---------- DATASET EXTRACT ----------

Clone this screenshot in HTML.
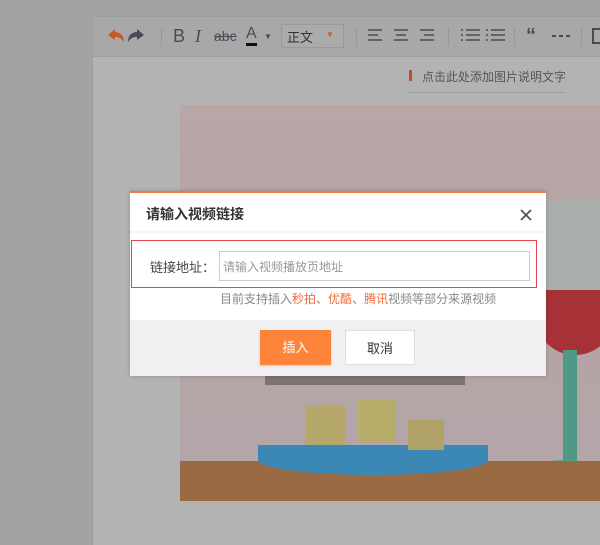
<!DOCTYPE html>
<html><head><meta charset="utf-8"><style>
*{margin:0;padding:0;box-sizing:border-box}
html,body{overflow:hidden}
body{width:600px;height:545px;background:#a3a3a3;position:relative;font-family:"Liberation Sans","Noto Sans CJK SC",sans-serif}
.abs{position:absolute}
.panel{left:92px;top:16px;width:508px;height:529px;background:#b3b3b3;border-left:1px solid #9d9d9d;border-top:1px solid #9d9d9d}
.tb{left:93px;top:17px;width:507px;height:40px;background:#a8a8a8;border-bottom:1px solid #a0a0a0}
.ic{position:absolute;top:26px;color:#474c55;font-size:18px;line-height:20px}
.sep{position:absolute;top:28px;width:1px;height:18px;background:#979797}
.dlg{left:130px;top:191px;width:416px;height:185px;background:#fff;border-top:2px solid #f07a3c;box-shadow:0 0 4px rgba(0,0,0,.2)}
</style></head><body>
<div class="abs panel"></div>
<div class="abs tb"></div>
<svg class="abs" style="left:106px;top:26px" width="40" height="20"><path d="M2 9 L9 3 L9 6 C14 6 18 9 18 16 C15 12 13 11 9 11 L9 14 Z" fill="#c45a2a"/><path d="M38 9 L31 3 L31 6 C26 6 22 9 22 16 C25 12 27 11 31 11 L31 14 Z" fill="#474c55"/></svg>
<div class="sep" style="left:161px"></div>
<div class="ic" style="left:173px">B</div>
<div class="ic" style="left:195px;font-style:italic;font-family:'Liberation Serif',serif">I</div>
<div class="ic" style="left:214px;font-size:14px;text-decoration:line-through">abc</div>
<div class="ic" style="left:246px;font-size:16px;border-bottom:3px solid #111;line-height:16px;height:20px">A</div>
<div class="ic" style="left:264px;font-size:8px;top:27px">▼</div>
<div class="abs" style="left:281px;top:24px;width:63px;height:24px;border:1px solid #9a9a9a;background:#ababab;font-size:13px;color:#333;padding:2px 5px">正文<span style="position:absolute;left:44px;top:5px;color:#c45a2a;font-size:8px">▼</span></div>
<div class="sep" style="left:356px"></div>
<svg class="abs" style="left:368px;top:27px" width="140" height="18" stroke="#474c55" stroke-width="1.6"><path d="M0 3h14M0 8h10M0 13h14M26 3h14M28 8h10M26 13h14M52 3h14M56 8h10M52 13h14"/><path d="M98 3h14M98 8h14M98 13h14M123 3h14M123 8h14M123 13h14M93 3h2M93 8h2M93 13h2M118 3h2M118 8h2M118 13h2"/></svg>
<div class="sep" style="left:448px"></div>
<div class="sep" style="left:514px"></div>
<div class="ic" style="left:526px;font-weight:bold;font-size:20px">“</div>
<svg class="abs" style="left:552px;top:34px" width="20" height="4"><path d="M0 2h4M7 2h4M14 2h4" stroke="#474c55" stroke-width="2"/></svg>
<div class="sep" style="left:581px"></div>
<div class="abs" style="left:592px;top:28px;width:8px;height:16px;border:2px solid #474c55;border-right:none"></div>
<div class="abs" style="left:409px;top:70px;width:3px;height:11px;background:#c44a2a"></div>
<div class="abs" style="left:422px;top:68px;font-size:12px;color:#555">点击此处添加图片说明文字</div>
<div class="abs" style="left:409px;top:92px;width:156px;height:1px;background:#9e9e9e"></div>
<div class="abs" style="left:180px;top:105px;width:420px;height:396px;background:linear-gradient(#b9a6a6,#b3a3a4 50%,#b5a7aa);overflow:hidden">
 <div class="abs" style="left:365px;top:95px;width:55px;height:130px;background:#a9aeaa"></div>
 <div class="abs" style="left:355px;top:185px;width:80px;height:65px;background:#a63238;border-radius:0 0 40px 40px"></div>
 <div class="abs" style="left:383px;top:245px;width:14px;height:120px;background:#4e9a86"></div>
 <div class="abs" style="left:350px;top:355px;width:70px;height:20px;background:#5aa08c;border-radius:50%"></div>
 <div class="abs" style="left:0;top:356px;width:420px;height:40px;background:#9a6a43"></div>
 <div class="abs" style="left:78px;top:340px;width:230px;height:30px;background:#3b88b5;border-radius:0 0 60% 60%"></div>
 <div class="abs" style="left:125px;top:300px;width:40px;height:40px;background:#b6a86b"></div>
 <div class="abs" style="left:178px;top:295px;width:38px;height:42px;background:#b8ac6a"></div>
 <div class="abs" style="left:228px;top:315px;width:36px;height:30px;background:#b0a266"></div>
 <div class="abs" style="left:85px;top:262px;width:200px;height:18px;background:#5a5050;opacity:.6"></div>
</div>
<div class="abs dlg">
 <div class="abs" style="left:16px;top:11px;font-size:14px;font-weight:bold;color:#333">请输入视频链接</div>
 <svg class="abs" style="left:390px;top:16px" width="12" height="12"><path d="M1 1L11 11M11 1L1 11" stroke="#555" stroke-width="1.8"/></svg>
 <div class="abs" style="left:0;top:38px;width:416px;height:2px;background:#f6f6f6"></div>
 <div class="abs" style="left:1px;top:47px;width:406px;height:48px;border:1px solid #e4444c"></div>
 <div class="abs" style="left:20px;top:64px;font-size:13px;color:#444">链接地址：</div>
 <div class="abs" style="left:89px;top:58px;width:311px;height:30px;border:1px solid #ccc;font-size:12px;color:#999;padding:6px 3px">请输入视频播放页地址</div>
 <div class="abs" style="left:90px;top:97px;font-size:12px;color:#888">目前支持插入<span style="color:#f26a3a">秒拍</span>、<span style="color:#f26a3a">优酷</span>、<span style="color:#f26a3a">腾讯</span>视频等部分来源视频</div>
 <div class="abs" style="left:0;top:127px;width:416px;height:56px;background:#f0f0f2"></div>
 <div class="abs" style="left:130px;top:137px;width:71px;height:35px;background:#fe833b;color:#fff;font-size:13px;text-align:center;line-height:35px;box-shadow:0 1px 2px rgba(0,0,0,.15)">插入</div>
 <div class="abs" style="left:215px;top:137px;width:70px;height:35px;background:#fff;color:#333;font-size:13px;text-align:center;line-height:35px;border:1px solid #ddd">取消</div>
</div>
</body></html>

----------

EXERCISE INSTRUCTIONS
Restate the entire listing word for word, excluding pictures.

ANSWER TO THE EXERCISE
Clone this screenshot in HTML.
<!DOCTYPE html>
<html><head><meta charset="utf-8"><style>
*{margin:0;padding:0;box-sizing:border-box}
html,body{overflow:hidden}
body{width:600px;height:545px;background:#a3a3a3;position:relative;font-family:"Liberation Sans","Noto Sans CJK SC",sans-serif}
.abs{position:absolute}
.panel{left:92px;top:16px;width:508px;height:529px;background:#b3b3b3;border-left:1px solid #9d9d9d;border-top:1px solid #9d9d9d}
.tb{left:93px;top:17px;width:507px;height:40px;background:#a8a8a8;border-bottom:1px solid #a0a0a0}
.ic{position:absolute;top:26px;color:#474c55;font-size:18px;line-height:20px}
.sep{position:absolute;top:28px;width:1px;height:18px;background:#979797}
.dlg{left:130px;top:191px;width:416px;height:185px;background:#fff;border-top:2px solid #f07a3c;box-shadow:0 0 4px rgba(0,0,0,.2)}
</style></head><body>
<div class="abs panel"></div>
<div class="abs tb"></div>
<svg class="abs" style="left:106px;top:26px" width="40" height="20"><path d="M2 9 L9 3 L9 6 C14 6 18 9 18 16 C15 12 13 11 9 11 L9 14 Z" fill="#c45a2a"/><path d="M38 9 L31 3 L31 6 C26 6 22 9 22 16 C25 12 27 11 31 11 L31 14 Z" fill="#474c55"/></svg>
<div class="sep" style="left:161px"></div>
<div class="ic" style="left:173px">B</div>
<div class="ic" style="left:195px;font-style:italic;font-family:'Liberation Serif',serif">I</div>
<div class="ic" style="left:214px;font-size:14px;text-decoration:line-through">abc</div>
<div class="ic" style="left:246px;font-size:16px;border-bottom:3px solid #111;line-height:16px;height:20px">A</div>
<div class="ic" style="left:264px;font-size:8px;top:27px">▼</div>
<div class="abs" style="left:281px;top:24px;width:63px;height:24px;border:1px solid #9a9a9a;background:#ababab;font-size:13px;color:#333;padding:2px 5px">正文<span style="position:absolute;left:44px;top:5px;color:#c45a2a;font-size:8px">▼</span></div>
<div class="sep" style="left:356px"></div>
<svg class="abs" style="left:368px;top:27px" width="140" height="18" stroke="#474c55" stroke-width="1.6"><path d="M0 3h14M0 8h10M0 13h14M26 3h14M28 8h10M26 13h14M52 3h14M56 8h10M52 13h14"/><path d="M98 3h14M98 8h14M98 13h14M123 3h14M123 8h14M123 13h14M93 3h2M93 8h2M93 13h2M118 3h2M118 8h2M118 13h2"/></svg>
<div class="sep" style="left:448px"></div>
<div class="sep" style="left:514px"></div>
<div class="ic" style="left:526px;font-weight:bold;font-size:20px">“</div>
<svg class="abs" style="left:552px;top:34px" width="20" height="4"><path d="M0 2h4M7 2h4M14 2h4" stroke="#474c55" stroke-width="2"/></svg>
<div class="sep" style="left:581px"></div>
<div class="abs" style="left:592px;top:28px;width:8px;height:16px;border:2px solid #474c55;border-right:none"></div>
<div class="abs" style="left:409px;top:70px;width:3px;height:11px;background:#c44a2a"></div>
<div class="abs" style="left:422px;top:68px;font-size:12px;color:#555">点击此处添加图片说明文字</div>
<div class="abs" style="left:409px;top:92px;width:156px;height:1px;background:#9e9e9e"></div>
<div class="abs" style="left:180px;top:105px;width:420px;height:396px;background:linear-gradient(#b9a6a6,#b3a3a4 50%,#b5a7aa);overflow:hidden">
 <div class="abs" style="left:365px;top:95px;width:55px;height:130px;background:#a9aeaa"></div>
 <div class="abs" style="left:355px;top:185px;width:80px;height:65px;background:#a63238;border-radius:0 0 40px 40px"></div>
 <div class="abs" style="left:383px;top:245px;width:14px;height:120px;background:#4e9a86"></div>
 <div class="abs" style="left:350px;top:355px;width:70px;height:20px;background:#5aa08c;border-radius:50%"></div>
 <div class="abs" style="left:0;top:356px;width:420px;height:40px;background:#9a6a43"></div>
 <div class="abs" style="left:78px;top:340px;width:230px;height:30px;background:#3b88b5;border-radius:0 0 60% 60%"></div>
 <div class="abs" style="left:125px;top:300px;width:40px;height:40px;background:#b6a86b"></div>
 <div class="abs" style="left:178px;top:295px;width:38px;height:42px;background:#b8ac6a"></div>
 <div class="abs" style="left:228px;top:315px;width:36px;height:30px;background:#b0a266"></div>
 <div class="abs" style="left:85px;top:262px;width:200px;height:18px;background:#5a5050;opacity:.6"></div>
</div>
<div class="abs dlg">
 <div class="abs" style="left:16px;top:11px;font-size:14px;font-weight:bold;color:#333">请输入视频链接</div>
 <svg class="abs" style="left:390px;top:16px" width="12" height="12"><path d="M1 1L11 11M11 1L1 11" stroke="#555" stroke-width="1.8"/></svg>
 <div class="abs" style="left:0;top:38px;width:416px;height:2px;background:#f6f6f6"></div>
 <div class="abs" style="left:1px;top:47px;width:406px;height:48px;border:1px solid #e4444c"></div>
 <div class="abs" style="left:20px;top:64px;font-size:13px;color:#444">链接地址：</div>
 <div class="abs" style="left:89px;top:58px;width:311px;height:30px;border:1px solid #ccc;font-size:12px;color:#999;padding:6px 3px">请输入视频播放页地址</div>
 <div class="abs" style="left:90px;top:97px;font-size:12px;color:#888">目前支持插入<span style="color:#f26a3a">秒拍</span>、<span style="color:#f26a3a">优酷</span>、<span style="color:#f26a3a">腾讯</span>视频等部分来源视频</div>
 <div class="abs" style="left:0;top:127px;width:416px;height:56px;background:#f0f0f2"></div>
 <div class="abs" style="left:130px;top:137px;width:71px;height:35px;background:#fe833b;color:#fff;font-size:13px;text-align:center;line-height:35px;box-shadow:0 1px 2px rgba(0,0,0,.15)">插入</div>
 <div class="abs" style="left:215px;top:137px;width:70px;height:35px;background:#fff;color:#333;font-size:13px;text-align:center;line-height:35px;border:1px solid #ddd">取消</div>
</div>
</body></html>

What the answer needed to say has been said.